Written problem:
The exercise asks you to copy every line below in which "with" appears.

Recorded data:
- - - - - - -
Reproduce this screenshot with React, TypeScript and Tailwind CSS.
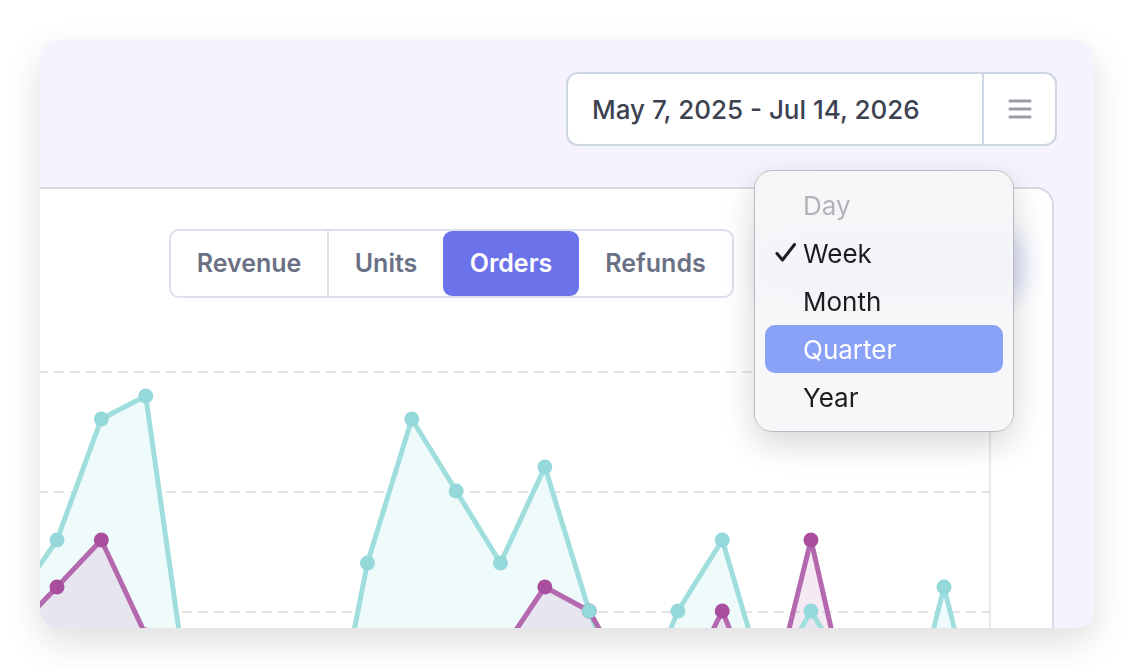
import React from 'react';

// Orders chart card with a date range picker and an open "group by" menu
// - Two series (teal / purple) drawn as straight-segment area charts
// - Points are given in card-space pixels and shifted into the svg's box

const STEP = 44.35;
const X0 = 57;

const teal = [605, 540, 419, 396, 709, 760, 780, 788, 563, 419, 491, 563, 467, 611, 720, 611, 540, 690, 611, 685, 765, 587, 765];
const purple = [633, 587, 540, 635, 700, 700, 700, 700, 700, 700, 700, 653, 587, 611, 690, 700, 611, 720, 540, 734, 700, 700, 700];

const BASE = 900;

function toPoints(ys: number[]) {
  return ys.map((y, i) => ({ x: X0 + STEP * (i - 1), y }));
}

function linePath(ys: number[]) {
  return toPoints(ys)
    .map((p, i) => `${i === 0 ? 'M' : 'L'}${p.x.toFixed(1)},${p.y}`)
    .join(' ');
}

function areaPath(ys: number[]) {
  const pts = toPoints(ys);
  const first = pts[0];
  const last = pts[pts.length - 1];
  return `${linePath(ys)} L${last.x.toFixed(1)},${BASE} L${first.x.toFixed(1)},${BASE} Z`;
}

function Chart() {
  const tealPts = toPoints(teal);
  const purplePts = toPoints(purple);
  return (
    <svg width="1030" height="400" className="block">
      <g transform="translate(-22,-300)">
        {[372, 492, 612].map((y) => (
          <line key={y} x1="22" x2="990" y1={y} y2={y} stroke="#e4e4e7" strokeWidth="2" strokeDasharray="10 6" />
        ))}
        <line x1="990" x2="990" y1="330" y2="900" stroke="#e3e3e6" strokeWidth="1.5" />

        <path d={areaPath(teal)} fill="#effafb" />
        <path d={areaPath(purple)} fill="rgba(176,80,165,0.12)" />

        <path d={linePath(teal)} fill="none" stroke="#a0dede" strokeWidth="5" strokeLinejoin="round" />
        <path d={linePath(purple)} fill="none" stroke="#b468ae" strokeWidth="5" strokeLinejoin="round" />

        {purplePts.map((p, i) => (
          <circle key={'p' + i} cx={p.x} cy={p.y} r="7.5" fill="#a94d9e" />
        ))}
        {tealPts.map((p, i) => (
          <circle key={'t' + i} cx={p.x} cy={p.y} r="7.5" fill="#95d8d9" />
        ))}
      </g>
    </svg>
  );
}

function Segmented() {
  const base = 'flex items-center justify-center text-[25px] font-semibold text-[#6b7185]';
  return (
    <div className="flex h-[69px] rounded-[10px] border-2 border-[#dde0ea] bg-white">
      <div className={`${base} w-[158px] border-r-2 border-[#dde0ea]`}>Revenue</div>
      <div className={`${base} w-[114px]`}>Units</div>
      <div className="flex w-[136px] items-center justify-center rounded-[9px] bg-[#6b72ea] text-[25px] font-semibold text-white">Orders</div>
      <div className={`${base} w-[153px]`}>Refunds</div>
    </div>
  );
}

function PeriodMenu() {
  const items = ['Day', 'Week', 'Month', 'Quarter', 'Year'];
  return (
    <div className="absolute left-[714px] top-[130px] w-[260px] rounded-[18px] border border-[#b9b9bf] bg-[#f6f6f8]/90 px-[10px] pt-[10px] pb-[10px] shadow-[0_12px_32px_rgba(0,0,0,0.16)] backdrop-blur-xl">
      {items.map((label) => {
        const active = label === 'Quarter';
        const disabled = label === 'Day';
        return (
          <div
            key={label}
            className={`relative flex h-[48px] items-center rounded-[10px] pl-[38px] text-[26px] ${
              active ? 'bg-[#89a2f7] text-white' : disabled ? 'text-[#b3b3b7]' : 'text-[#1d1d1f]'
            }`}
          >
            {label === 'Week' && (
              <svg width="22" height="22" viewBox="0 0 22 22" className="absolute left-[10px] top-[13px]">
                <path d="M2 11.5 L7.5 18 L19.5 2.5" fill="none" stroke="#1d1d1f" strokeWidth="3" strokeLinecap="round" strokeLinejoin="round" />
              </svg>
            )}
            {label}
          </div>
        );
      })}
    </div>
  );
}

export default function App() {
  return (
    <div className="h-[668px] w-full bg-white px-[40px] pt-[40px]" style={{ fontFamily: 'Inter, "Noto Sans", sans-serif' }}>
      <div className="relative flex h-[588px] flex-col overflow-hidden rounded-[18px] bg-[#f5f4fe] shadow-[0_14px_36px_rgba(0,0,0,0.13)]">
        <div className="flex justify-end pt-[32px] pr-[37px]">
          <div className="flex h-[74px] w-[491px] rounded-[12px] border-2 border-[#cfd6e3] bg-white">
            <div className="flex flex-1 items-center border-r-2 border-[#cfd6e3] pl-[24px] text-[26px] font-medium text-[#3d4251]">
              May 7, 2025 - Jul 14, 2026
            </div>
            <div className="flex w-[71px] items-center justify-center">
              <svg width="24" height="20" viewBox="0 0 24 20">
                <g stroke="#9a9da4" strokeWidth="3" strokeLinecap="round">
                  <line x1="2" x2="22" y1="2" y2="2" />
                  <line x1="2" x2="22" y1="10" y2="10" />
                  <line x1="2" x2="22" y1="18" y2="18" />
                </g>
              </svg>
            </div>
          </div>
        </div>

        <div className="relative mt-[41px] ml-[-20px] mr-[40px] h-[520px] shrink-0 rounded-tr-[18px] border-2 border-[#d5dae6] bg-white">
          <div className="flex pt-[40px] pl-[147px]">
            <Segmented />
          </div>
          <div className="mt-[2px]">
            <Chart />
          </div>
          {/* trigger for the period menu, seen through the menu's frosted panel */}
          <div className="absolute left-[742px] top-[44px] h-[64px] w-[258px] rounded-[12px] bg-[#cfd8f2] blur-md" />
        </div>

        <PeriodMenu />
      </div>
    </div>
  );
}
- - - - - - -
Output of the task:
Reproduce this screenshot with React, TypeScript and Tailwind CSS.
// Orders chart card with a date range picker and an open "group by" menu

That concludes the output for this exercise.